The Origin Story
In early 1999, Florian Senfter was alone in Munich. The crew he used to organise warehouse parties with had left on a bus to Portugal. He set up in a storage room near Munich's central station, next to the train tracks — sleeping on the couch, surviving on Döner Kebap, and making music all day long with little more than an Akai MPC 2000 and a tape deck.
"A couple of weeks earlier the crew I used to organise warehouse parties with had left on a bus to Portugal. So I am sitting in our storage room next to the train tracks and I am making music all day long, sleeping on the couch and surviving on Döner Kebap."
— Florian Senfter
Release History
Original Release (1999) — Gigolo Records
The track was first released as part of the Kernkraft 400 EP on International Deejay Gigolo Records (Gigolo 019), the Munich-based label run by DJ Hell. It was a strictly underground release — a 12" vinyl pressing aimed at DJs and record shops. Within months it had spread through the European club circuit.
The UK release was handled by Data Records and included a remix by Dave Clarke. DJ Hell had suggested Clarke as a remixer, and Senfter agreed — Clarke's 1993 track Red 2 — Wisdom to the Wise was the first techno record he had fallen in love with at an afterhour. That connection led to the remix, which helped break the track in the UK.
International Licensing
The track was licensed to multiple labels across territories: Polydor in Germany, Radikal Records in the USA, Drehscheibe and Spectra in other markets. Each release brought new listeners, radio play and, eventually, chart success.
Chart Success
Kernkraft 400 reached number 2 on the UK Singles Chart, a remarkable achievement for an entirely instrumental electronic track. It was certified Silver in the UK for sales exceeding 200,000 copies.

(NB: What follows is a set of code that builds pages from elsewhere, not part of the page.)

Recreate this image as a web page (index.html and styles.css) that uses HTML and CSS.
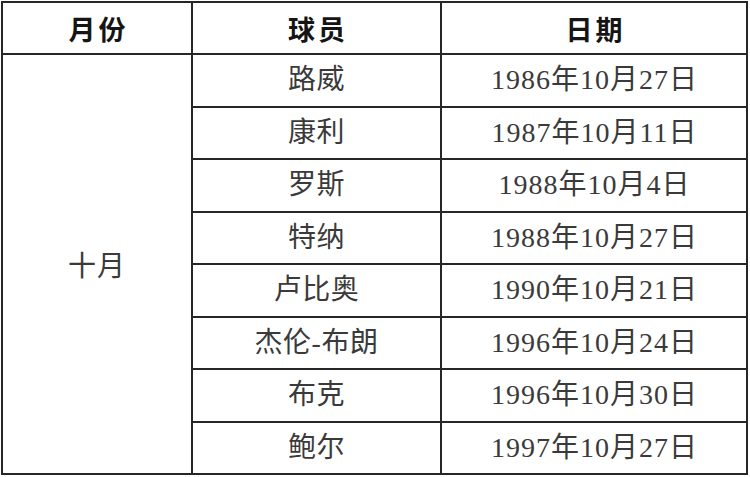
FILE: index.html
```html
<!DOCTYPE html>
<html lang="zh">
<head>
<meta charset="utf-8">
<link rel="stylesheet" href="styles.css">
</head>
<body>
<table class="tbl">
  <colgroup>
    <col class="c1"><col class="c2"><col class="c3">
  </colgroup>
  <thead>
    <tr class="head"><th>月份</th><th>球员</th><th>日期</th></tr>
  </thead>
  <tbody>
    <tr><td class="month" rowspan="8">十月</td><td>路威</td><td class="date">1986年10月27日</td></tr>
    <tr><td>康利</td><td class="date">1987年10月11日</td></tr>
    <tr><td>罗斯</td><td class="date">1988年10月4日</td></tr>
    <tr><td>特纳</td><td class="date">1988年10月27日</td></tr>
    <tr><td>卢比奥</td><td class="date">1990年10月21日</td></tr>
    <tr><td>杰伦-布朗</td><td class="date">1996年10月24日</td></tr>
    <tr><td>布克</td><td class="date">1996年10月30日</td></tr>
    <tr><td>鲍尔</td><td class="date">1997年10月27日</td></tr>
  </tbody>
</table>
</body>
</html>
```

FILE: styles.css
```css
html, body {
  margin: 0;
  padding: 0;
  background: #ffffff;
}
body {
  padding: 1px;
}
.tbl {
  border-collapse: collapse;
  width: 747px;
  table-layout: fixed;
  font-family: "Liberation Serif", "Noto Sans CJK SC", serif;
  font-size: 28px;
  color: #3a3a3a;
}
.c1 { width: 190px; }
.c2 { width: 249px; }
.c3 { width: 306px; }
.tbl th, .tbl td {
  border: 2px solid #262626;
  text-align: center;
  vertical-align: middle;
  padding: 0;
  line-height: 1;
}
.tbl th {
  font-family: "Noto Sans CJK SC", sans-serif;
  font-weight: 700;
  color: #151515;
  font-size: 27px;
  letter-spacing: 3px;
  text-indent: 3px;
}
.head { height: 52px; }
.tbl tbody tr { height: 52.5px; }
.tbl td {
  font-weight: 400;
  letter-spacing: 0.5px;
}
.tbl td.date {
  letter-spacing: 1px;
  text-indent: 1px;
}
.tbl td.month {
  font-family: "Noto Sans CJK SC", sans-serif;
  letter-spacing: 1px;
}
```
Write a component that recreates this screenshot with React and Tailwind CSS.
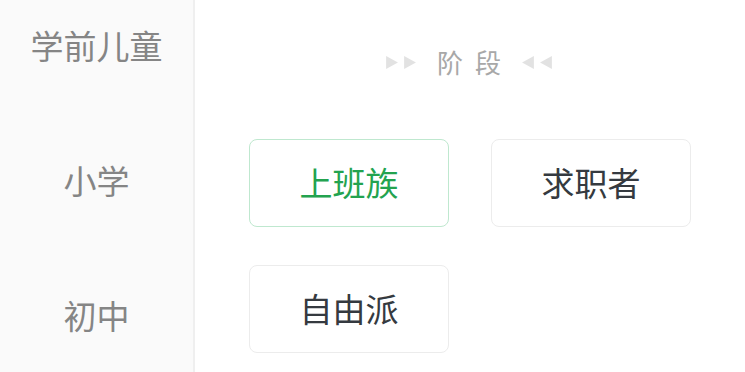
const sideItems = ["学前儿童", "小学", "初中"];

function Tri({ dir }) {
  return (
    <svg width="15" height="15" viewBox="0 0 14 14" className="text-[#e2e2e2]">
      {dir === "right" ? (
        <path d="M2 1 L13 7 L2 13 Z" fill="currentColor" />
      ) : (
        <path d="M12 1 L1 7 L12 13 Z" fill="currentColor" />
      )}
    </svg>
  );
}

function Option({ label, active }) {
  return (
    <div
      className={
        "w-[200px] h-[88px] rounded-[8px] border flex items-center justify-center text-[33px] leading-none pb-[2px] bg-white " +
        (active
          ? "border-[#bfe8cf] text-[#23a34f]"
          : "border-[#ececec] text-[#353a40]")
      }
    >
      {label}
    </div>
  );
}

export default function App() {
  return (
    <div
      className="flex w-[745px] h-[372px] bg-white overflow-hidden"
      style={{ fontFamily: '"Noto Sans CJK SC", "Noto Sans", sans-serif' }}
    >
      <div className="w-[195px] shrink-0 bg-[#fafafa] border-r-2 border-[#efefef] flex flex-col items-center pt-[19px] gap-[83px]">
        {sideItems.map((s) => (
          <div key={s} className="text-[33px] leading-[52px] text-[#858585]">
            {s}
          </div>
        ))}
      </div>
      <div className="flex-1 pl-[54px]">
        <div className="h-[139px] flex items-start pt-[44px] pl-[135px]">
          <div className="flex items-center h-[36px]">
            <div className="flex gap-[3px]">
              <Tri dir="right" />
              <Tri dir="right" />
            </div>
            <div className="ml-[20px] mr-[8px] text-[26px] tracking-[12px] text-[#a8a8a8] leading-none">
              阶段
            </div>
            <div className="flex gap-[3px]">
              <Tri dir="left" />
              <Tri dir="left" />
            </div>
          </div>
        </div>
        <div className="grid grid-cols-[200px_200px] gap-x-[42px] gap-y-[38px]">
          <Option label="上班族" active />
          <Option label="求职者" />
          <Option label="自由派" />
        </div>
      </div>
    </div>
  );
}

"It reads: 'to recognize sales in the United Kingdom of more than 200,000 copies of the Single Kernkraft 400.' The song made it to #2 in the UK charts which is amazing in many ways, especially because it's an instrumental track."
— Florian Senfter
Sports Stadium Anthem
Over the following two decades, Kernkraft 400 became one of the most-played tracks in sports venues worldwide. The "oh-oh-oh-oh" crowd chant variant — adapted as the Sports Chant Stadium Anthem — is now a fixture at NFL games, college football, ice hockey, basketball arenas and football stadiums around the globe.
Notable Uses
- Philadelphia Eagles / NFL — signature crowd anthem, heard at every home game
- Ohio State Buckeyes — played during college football games at Ohio Stadium
- German National Football Team (DFB) — adopted as the official goal anthem
- International football & hockey — played in stadiums across North America, Europe and beyond
Videos
Top of the Pops — BBC UK (2000)
The Top of the Pops appearance in 2000 was Senfter's first contact with the commercial music business. A label rep pushed hard for a "pretend DJ set with hands in the air and some dancers." Senfter refused and was ready to walk away entirely — ultimately performing on his own terms.